Chapter 3 of this thesis continues to improve our statistical aerosol retrievals for better accuracy and more efficient computation by switching to an optimization-based approach. We first establish objective functions for aerosol optical depth and aerosol compositions, based upon MISR operational weighted least squares criterion and its forward calculations. Our method also borrows strength from aerosol spatial smoothness by constructing penalty terms in the objective functions. The penalties correspond to a Gaussian Markov Random Field prior for aerosol optical depth and a Dirichlet prior for aerosol mixing vectors under our hierarchical Bayesian scheme; the optimization-based approach corresponds to Bayesian Maximum a Posteriori (MAP) estimation. Our MAP retrieval algorithm provides computational efficiency almost 60 times that of our Bayesian retrieval algorithm presented in Chapter 2. To represent the increasing heterogeneity of urban aerosol sources, our model continues to expand the pre-fixed aerosol mixtures used in the MISR operational algorithm by considering aerosol mixing vectors as continuous variables. Our retrievals are again validated using ground-based AERONET measurements. Case studies in the greater Beijing and Zhengzhou areas of China reassure that 4.4 km resolution can improve the accuracy and spatial coverage of remotely-sensed retrievals and enhance our understanding of the spatial behaviors of aerosols.
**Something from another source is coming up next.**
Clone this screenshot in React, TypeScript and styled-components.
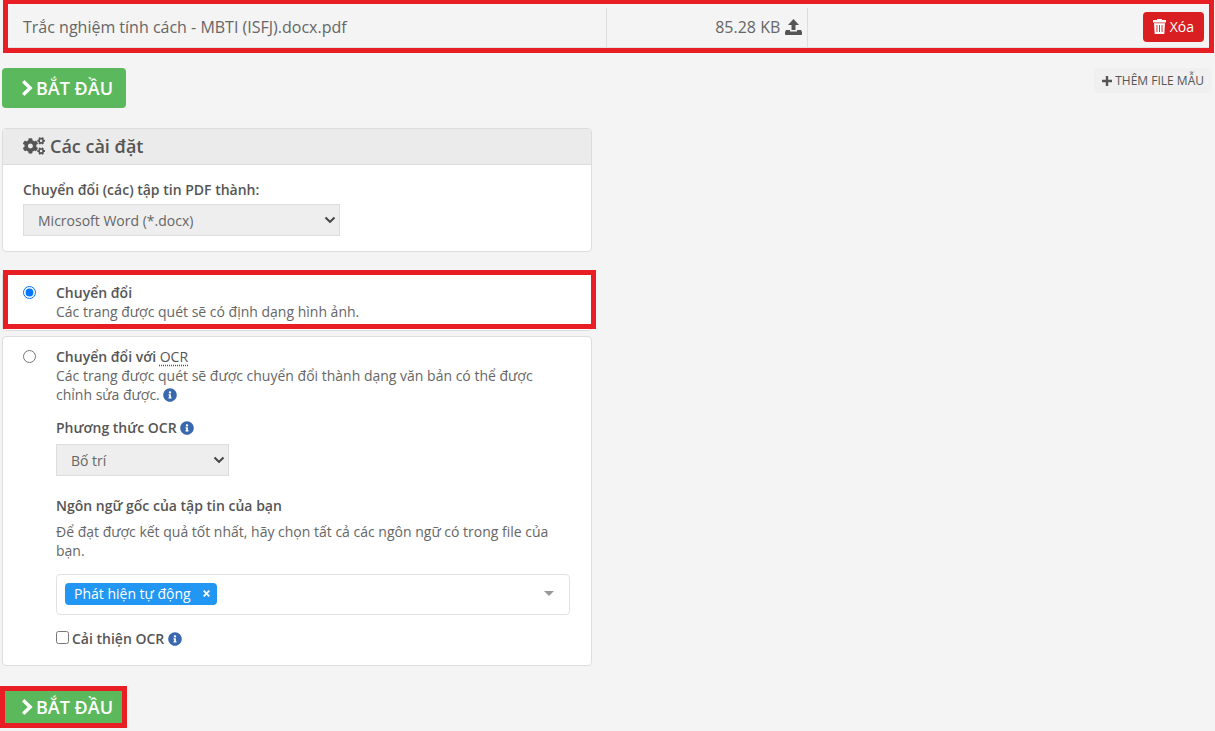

When comparing our aerosol retrievals to the extensive ground-based measurements collected in Baltimore, Maryland, we encountered greater uncertainties of aerosol compositions. It is a result from both the complex terrain structures of Baltimore and its various aerosol emission sources. Chapter 4, as result, extends the flexibility of our previous aerosol retrievals by incorporating a complete set of the eight commonly observed types of aerosols. The consequential rise in model complexity is met by a warm-start Markov chain Monte Carlo sampling scheme. We first design two Markov sub-chains, each representing an aerosol mixture containing only four types of the commonly observed aerosols. Combining the samples generated by these two sub-chains, we propose an initialization for the Markov chain that contains all eight types of commonly observed aerosols. Partial information on the interactions of different types of aerosols from the samples generated by the sub-chains proves to be useful in choosing a more efficient initial point for the complete Markov chain. Faster computation is achieved without compromising the retrieval accuracy nor the spatial resolution of the estimated aerosol optical depth. In the end, through case studies of aerosol retrievals for the Baltimore area, we explore the potentials of remote-sensed retrievals in improving our understanding of aerosol compositions.